Your goal: Please return exactly the run of lines that begins with the line containing "Write the React, TypeScript" and ends with the line containing "const [sort, setSort] = useState('title');", pictures excluded.

Input material:
** start **

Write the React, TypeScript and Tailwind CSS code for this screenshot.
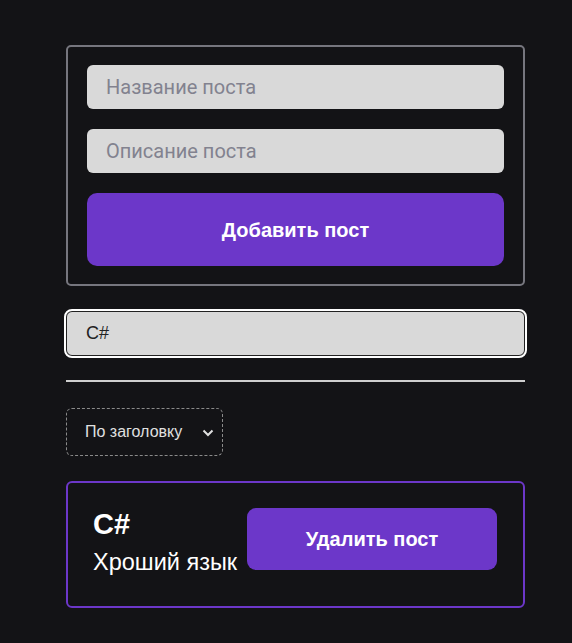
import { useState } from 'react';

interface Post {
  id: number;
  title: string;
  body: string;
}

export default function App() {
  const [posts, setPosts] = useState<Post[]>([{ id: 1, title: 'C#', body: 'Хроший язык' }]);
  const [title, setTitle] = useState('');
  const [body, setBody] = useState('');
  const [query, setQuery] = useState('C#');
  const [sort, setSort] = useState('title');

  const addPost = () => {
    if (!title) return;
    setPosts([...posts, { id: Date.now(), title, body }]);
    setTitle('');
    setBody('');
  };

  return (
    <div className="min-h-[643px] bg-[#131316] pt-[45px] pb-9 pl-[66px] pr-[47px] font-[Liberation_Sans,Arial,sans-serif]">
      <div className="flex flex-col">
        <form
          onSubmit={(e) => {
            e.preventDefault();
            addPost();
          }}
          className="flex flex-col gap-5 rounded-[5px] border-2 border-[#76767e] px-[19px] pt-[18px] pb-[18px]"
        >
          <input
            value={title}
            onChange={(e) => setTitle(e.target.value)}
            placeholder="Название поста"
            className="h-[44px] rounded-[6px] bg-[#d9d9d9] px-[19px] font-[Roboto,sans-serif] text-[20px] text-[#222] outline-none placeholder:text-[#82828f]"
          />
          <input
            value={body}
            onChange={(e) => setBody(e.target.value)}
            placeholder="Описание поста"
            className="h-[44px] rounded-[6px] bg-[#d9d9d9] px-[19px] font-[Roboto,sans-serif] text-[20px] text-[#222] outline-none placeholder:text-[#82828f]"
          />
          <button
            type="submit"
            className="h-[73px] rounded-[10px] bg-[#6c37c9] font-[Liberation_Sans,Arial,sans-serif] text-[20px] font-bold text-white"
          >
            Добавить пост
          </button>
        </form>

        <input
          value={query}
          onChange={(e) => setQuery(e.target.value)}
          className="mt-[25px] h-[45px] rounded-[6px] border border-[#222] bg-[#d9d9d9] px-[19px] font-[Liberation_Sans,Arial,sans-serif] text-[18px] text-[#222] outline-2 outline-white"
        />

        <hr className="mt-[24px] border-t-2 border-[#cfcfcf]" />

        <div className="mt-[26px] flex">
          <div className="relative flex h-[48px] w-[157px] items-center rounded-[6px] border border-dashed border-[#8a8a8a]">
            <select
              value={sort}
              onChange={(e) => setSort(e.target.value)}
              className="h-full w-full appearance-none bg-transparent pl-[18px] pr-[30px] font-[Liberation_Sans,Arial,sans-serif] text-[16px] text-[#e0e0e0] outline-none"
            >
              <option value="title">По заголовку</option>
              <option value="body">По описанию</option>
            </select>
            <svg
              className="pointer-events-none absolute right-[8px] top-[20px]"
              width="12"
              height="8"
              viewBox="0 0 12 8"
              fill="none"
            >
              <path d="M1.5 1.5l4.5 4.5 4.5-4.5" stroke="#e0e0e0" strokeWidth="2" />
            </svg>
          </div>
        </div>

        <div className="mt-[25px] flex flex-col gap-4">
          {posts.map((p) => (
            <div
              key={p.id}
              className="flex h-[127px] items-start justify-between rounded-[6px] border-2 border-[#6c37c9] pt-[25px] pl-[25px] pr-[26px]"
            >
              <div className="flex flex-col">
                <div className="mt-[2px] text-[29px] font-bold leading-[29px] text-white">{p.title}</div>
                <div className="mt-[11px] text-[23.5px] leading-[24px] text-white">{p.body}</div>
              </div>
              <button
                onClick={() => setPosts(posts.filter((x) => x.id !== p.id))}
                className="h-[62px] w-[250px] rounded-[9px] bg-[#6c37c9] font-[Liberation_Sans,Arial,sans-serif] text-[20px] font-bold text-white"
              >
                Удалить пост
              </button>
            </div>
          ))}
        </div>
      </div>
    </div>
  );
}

** end **
** start **

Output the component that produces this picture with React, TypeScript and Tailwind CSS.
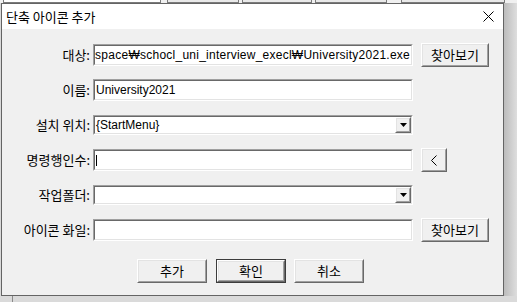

** end **
** start **

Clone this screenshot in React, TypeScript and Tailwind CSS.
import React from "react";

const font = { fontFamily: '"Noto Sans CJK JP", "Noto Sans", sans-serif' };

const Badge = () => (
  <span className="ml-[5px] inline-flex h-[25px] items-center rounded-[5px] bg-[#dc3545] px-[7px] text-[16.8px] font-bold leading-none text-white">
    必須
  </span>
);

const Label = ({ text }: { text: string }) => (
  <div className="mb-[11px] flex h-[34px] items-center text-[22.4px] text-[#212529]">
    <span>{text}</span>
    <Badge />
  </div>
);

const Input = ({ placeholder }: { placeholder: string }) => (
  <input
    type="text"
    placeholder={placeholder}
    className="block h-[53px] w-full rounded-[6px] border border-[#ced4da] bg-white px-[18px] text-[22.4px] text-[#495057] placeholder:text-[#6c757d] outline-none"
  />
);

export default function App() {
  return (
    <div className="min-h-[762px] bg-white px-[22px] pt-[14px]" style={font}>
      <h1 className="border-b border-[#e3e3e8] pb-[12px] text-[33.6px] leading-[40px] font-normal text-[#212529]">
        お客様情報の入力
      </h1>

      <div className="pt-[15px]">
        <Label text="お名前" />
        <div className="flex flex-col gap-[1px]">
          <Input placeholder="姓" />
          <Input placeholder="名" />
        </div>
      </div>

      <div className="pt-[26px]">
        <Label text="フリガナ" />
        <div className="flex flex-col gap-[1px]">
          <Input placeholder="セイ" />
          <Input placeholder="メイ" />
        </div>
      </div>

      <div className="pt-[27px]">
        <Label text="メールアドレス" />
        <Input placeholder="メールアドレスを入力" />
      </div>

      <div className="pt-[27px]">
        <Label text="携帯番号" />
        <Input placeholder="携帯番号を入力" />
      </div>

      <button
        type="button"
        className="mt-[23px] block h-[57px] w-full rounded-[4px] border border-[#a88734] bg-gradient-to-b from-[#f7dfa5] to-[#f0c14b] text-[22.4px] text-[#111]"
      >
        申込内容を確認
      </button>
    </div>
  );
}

** end **

The answer:
Write the React, TypeScript and Tailwind CSS code for this screenshot.
import { useState } from 'react';

interface Post {
  id: number;
  title: string;
  body: string;
}

export default function App() {
  const [posts, setPosts] = useState<Post[]>([{ id: 1, title: 'C#', body: 'Хроший язык' }]);
  const [title, setTitle] = useState('');
  const [body, setBody] = useState('');
  const [query, setQuery] = useState('C#');
  const [sort, setSort] = useState('title');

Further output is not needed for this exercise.